● Stated problem: Quote each line of the material verbatim, without the pictures.

● Dataset content:
>>>
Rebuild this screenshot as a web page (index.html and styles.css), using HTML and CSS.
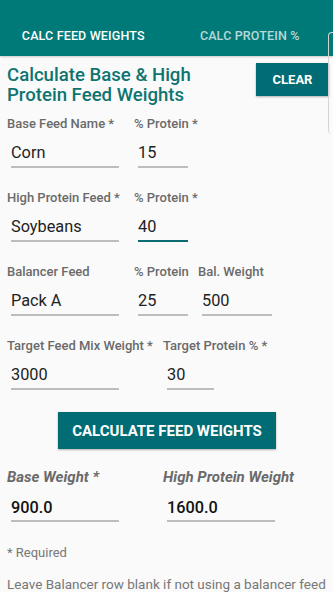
FILE: index.html
```html
<!DOCTYPE html>
<html>
<head>
<meta charset="utf-8">
<link rel="stylesheet" href="styles.css">
</head>
<body>
<div class="app">
  <header class="tabs">
    <div class="tab active">CALC FEED WEIGHTS</div>
    <div class="tab">CALC PROTEIN %</div>
  </header>
  <div class="scroll-thumb"></div>
  <main class="content">
    <div class="title-row">
      <h1 class="title">Calculate Base &amp; High Protein Feed Weights</h1>
      <button class="btn btn-clear">CLEAR</button>
    </div>

    <div class="row">
      <div class="field w127">
        <div class="label">Base Feed Name *</div>
        <div class="input w108">Corn</div>
      </div>
      <div class="field">
        <div class="label">% Protein *</div>
        <div class="input w50">15</div>
      </div>
    </div>

    <div class="row">
      <div class="field w127">
        <div class="label">High Protein Feed *</div>
        <div class="input w108">Soybeans</div>
      </div>
      <div class="field">
        <div class="label">% Protein *</div>
        <div class="input w50 focused">40</div>
      </div>
    </div>

    <div class="row">
      <div class="field w127">
        <div class="label">Balancer Feed</div>
        <div class="input w108">Pack A</div>
      </div>
      <div class="field w64">
        <div class="label">% Protein</div>
        <div class="input w50">25</div>
      </div>
      <div class="field">
        <div class="label">Bal. Weight</div>
        <div class="input w70">500</div>
      </div>
    </div>

    <div class="row">
      <div class="field w156">
        <div class="label">Target Feed Mix Weight *</div>
        <div class="input w108">3000</div>
      </div>
      <div class="field">
        <div class="label">Target Protein % *</div>
        <div class="input w47">30</div>
      </div>
    </div>

    <div class="btn-wrap">
      <button class="btn btn-calc">CALCULATE FEED WEIGHTS</button>
    </div>

    <div class="row results">
      <div class="field w156">
        <div class="label big">Base Weight *</div>
        <div class="input w108 result">900.0</div>
      </div>
      <div class="field">
        <div class="label big">High Protein Weight</div>
        <div class="input w108 result">1600.0</div>
      </div>
    </div>

    <p class="note req">* Required</p>
    <p class="note hint">Leave Balancer row blank if not using a balancer feed</p>
  </main>
</div>
</body>
</html>
```
FILE: styles.css
```css
* { box-sizing: border-box; }
html, body {
  margin: 0;
  padding: 0;
  background: #fafafa;
  font-family: Roboto, "Noto Sans", Arial, sans-serif;
  overflow: hidden;
}
.app {
  position: relative;
  width: 333px;
  height: 592px;
  overflow: hidden;
}
.tabs {
  height: 56px;
  background: #007a78;
  display: flex;
  align-items: flex-end;
  padding-bottom: 12px;
  box-shadow: 0 1px 2px rgba(0,0,0,0.2);
}
.tab {
  flex: 1;
  text-align: center;
  color: rgba(255,255,255,0.72);
  font-size: 12.5px;
  font-weight: 500;
  line-height: 16px;
  letter-spacing: 0.15px;
}
.tab.active { color: #fff; }
.scroll-thumb {
  position: absolute;
  top: 32px;
  right: 0;
  width: 5px;
  height: 102px;
  border-left: 1px solid #d4d4d4;
  border-top: 1px solid #d4d4d4;
  border-radius: 4px 0 0 4px;
}
.content {
  padding: 0 4px 0 7px;
}
.title-row {
  display: flex;
  justify-content: space-between;
  align-items: flex-start;
  margin-top: 7px;
}
.title {
  margin: 0;
  padding-top: 2px;
  font-size: 18.6px;
  line-height: 20px;
  font-weight: 500;
  color: #0e7470;
  width: 220px;
}
.btn {
  border: none;
  color: #fff;
  font-family: inherit;
  font-weight: 700;
  background: #016c74;
  padding: 0;
  box-shadow: 0 1px 2px rgba(0,0,0,0.3);
}
.btn-clear {
  width: 73px;
  height: 33px;
  font-size: 13px;
}
.row {
  display: flex;
  margin-top: 22px;
}
.title-row + .row { margin-top: 11px; }
.field { display: flex; flex-direction: column; }
.w127 { width: 127px; }
.w64 { width: 64px; }
.w156 { width: 156px; }
.label {
  font-size: 13px;
  line-height: 16px;
  font-weight: 500;
  color: #6a6a6a;
  white-space: nowrap;
}
.input {
  margin-left: 4px;
  height: 36px;
  padding: 11px 0 0 0;
  font-size: 16.3px;
  line-height: 20px;
  color: #222;
  border-bottom: 2px solid #bdbdbd;
}
.input.focused { border-bottom-color: #0b6b73; }
.w108 { width: 108px; }
.w50 { width: 50px; }
.w70 { width: 70px; }
.w47 { width: 47px; }
.btn-wrap {
  display: flex;
  margin-top: 22px;
  padding-left: 51px;
}
.btn-calc {
  width: 218px;
  height: 37px;
  font-size: 15px;
}
.row.results { margin-top: 19px; }
.label.big {
  font-size: 15px;
  line-height: 18px;
  font-style: italic;
  font-weight: 700;
  color: #6a6a6a;
}
.input.result {
  height: 36px;
  padding-top: 12px;
  font-weight: 500;
  color: #111;
}
.note {
  margin: 0;
  color: #777;
}
.req {
  margin-top: 23px;
  font-size: 13px;
  line-height: 16px;
}
.hint {
  margin-top: 14px;
  font-size: 13.5px;
  line-height: 18px;
  white-space: nowrap;
}
```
<<<
● Answer to the task:
Rebuild this screenshot as a web page (index.html and styles.css), using HTML and CSS.
FILE: index.html
```html
<!DOCTYPE html>
<html>
<head>
<meta charset="utf-8">
<link rel="stylesheet" href="styles.css">
</head>
<body>
<div class="app">
  <header class="tabs">
    <div class="tab active">CALC FEED WEIGHTS</div>
    <div class="tab">CALC PROTEIN %</div>
  </header>
  <div class="scroll-thumb"></div>
  <main class="content">
    <div class="title-row">
      <h1 class="title">Calculate Base &amp; High Protein Feed Weights</h1>
      <button class="btn btn-clear">CLEAR</button>
    </div>

    <div class="row">
      <div class="field w127">
        <div class="label">Base Feed Name *</div>
        <div class="input w108">Corn</div>
      </div>
      <div class="field">
        <div class="label">% Protein *</div>
        <div class="input w50">15</div>
      </div>
    </div>

    <div class="row">
      <div class="field w127">
        <div class="label">High Protein Feed *</div>
        <div class="input w108">Soybeans</div>
      </div>
      <div class="field">
        <div class="label">% Protein *</div>
        <div class="input w50 focused">40</div>
      </div>
    </div>

    <div class="row">
      <div class="field w127">
        <div class="label">Balancer Feed</div>
        <div class="input w108">Pack A</div>
      </div>
      <div class="field w64">
        <div class="label">% Protein</div>
        <div class="input w50">25</div>
      </div>
      <div class="field">
        <div class="label">Bal. Weight</div>
        <div class="input w70">500</div>
      </div>
    </div>

    <div class="row">
      <div class="field w156">
        <div class="label">Target Feed Mix Weight *</div>
        <div class="input w108">3000</div>
      </div>
      <div class="field">
        <div class="label">Target Protein % *</div>
        <div class="input w47">30</div>
      </div>
    </div>

    <div class="btn-wrap">
      <button class="btn btn-calc">CALCULATE FEED WEIGHTS</button>
    </div>

    <div class="row results">
      <div class="field w156">
        <div class="label big">Base Weight *</div>
        <div class="input w108 result">900.0</div>
      </div>
      <div class="field">
        <div class="label big">High Protein Weight</div>
        <div class="input w108 result">1600.0</div>
      </div>
    </div>

    <p class="note req">* Required</p>
    <p class="note hint">Leave Balancer row blank if not using a balancer feed</p>
  </main>
</div>
</body>
</html>
```
FILE: styles.css
```css
* { box-sizing: border-box; }
html, body {
  margin: 0;
  padding: 0;
  background: #fafafa;
  font-family: Roboto, "Noto Sans", Arial, sans-serif;
  overflow: hidden;
}
.app {
  position: relative;
  width: 333px;
  height: 592px;
  overflow: hidden;
}
.tabs {
  height: 56px;
  background: #007a78;
  display: flex;
  align-items: flex-end;
  padding-bottom: 12px;
  box-shadow: 0 1px 2px rgba(0,0,0,0.2);
}
.tab {
  flex: 1;
  text-align: center;
  color: rgba(255,255,255,0.72);
  font-size: 12.5px;
  font-weight: 500;
  line-height: 16px;
  letter-spacing: 0.15px;
}
.tab.active { color: #fff; }
.scroll-thumb {
  position: absolute;
  top: 32px;
  right: 0;
  width: 5px;
  height: 102px;
  border-left: 1px solid #d4d4d4;
  border-top: 1px solid #d4d4d4;
  border-radius: 4px 0 0 4px;
}
.content {
  padding: 0 4px 0 7px;
}
.title-row {
  display: flex;
  justify-content: space-between;
  align-items: flex-start;
  margin-top: 7px;
}
.title {
  margin: 0;
  padding-top: 2px;
  font-size: 18.6px;
  line-height: 20px;
  font-weight: 500;
  color: #0e7470;
  width: 220px;
}
.btn {
  border: none;
  color: #fff;
  font-family: inherit;
  font-weight: 700;
  background: #016c74;
  padding: 0;
  box-shadow: 0 1px 2px rgba(0,0,0,0.3);
}
.btn-clear {
  width: 73px;
  height: 33px;
  font-size: 13px;
}
.row {
  display: flex;
  margin-top: 22px;
}
.title-row + .row { margin-top: 11px; }
.field { display: flex; flex-direction: column; }
.w127 { width: 127px; }
.w64 { width: 64px; }
.w156 { width: 156px; }
.label {
  font-size: 13px;
  line-height: 16px;
  font-weight: 500;
  color: #6a6a6a;
  white-space: nowrap;
}
.input {
  margin-left: 4px;
  height: 36px;
  padding: 11px 0 0 0;
  font-size: 16.3px;
  line-height: 20px;
  color: #222;
  border-bottom: 2px solid #bdbdbd;
}
.input.focused { border-bottom-color: #0b6b73; }
.w108 { width: 108px; }
.w50 { width: 50px; }
.w70 { width: 70px; }
.w47 { width: 47px; }
.btn-wrap {
  display: flex;
  margin-top: 22px;
  padding-left: 51px;
}
.btn-calc {
  width: 218px;
  height: 37px;
  font-size: 15px;
}
.row.results { margin-top: 19px; }
.label.big {
  font-size: 15px;
  line-height: 18px;
  font-style: italic;
  font-weight: 700;
  color: #6a6a6a;
}
.input.result {
  height: 36px;
  padding-top: 12px;
  font-weight: 500;
  color: #111;
}
.note {
  margin: 0;
  color: #777;
}
.req {
  margin-top: 23px;
  font-size: 13px;
  line-height: 16px;
}
.hint {
  margin-top: 14px;
  font-size: 13.5px;
  line-height: 18px;
  white-space: nowrap;
}
```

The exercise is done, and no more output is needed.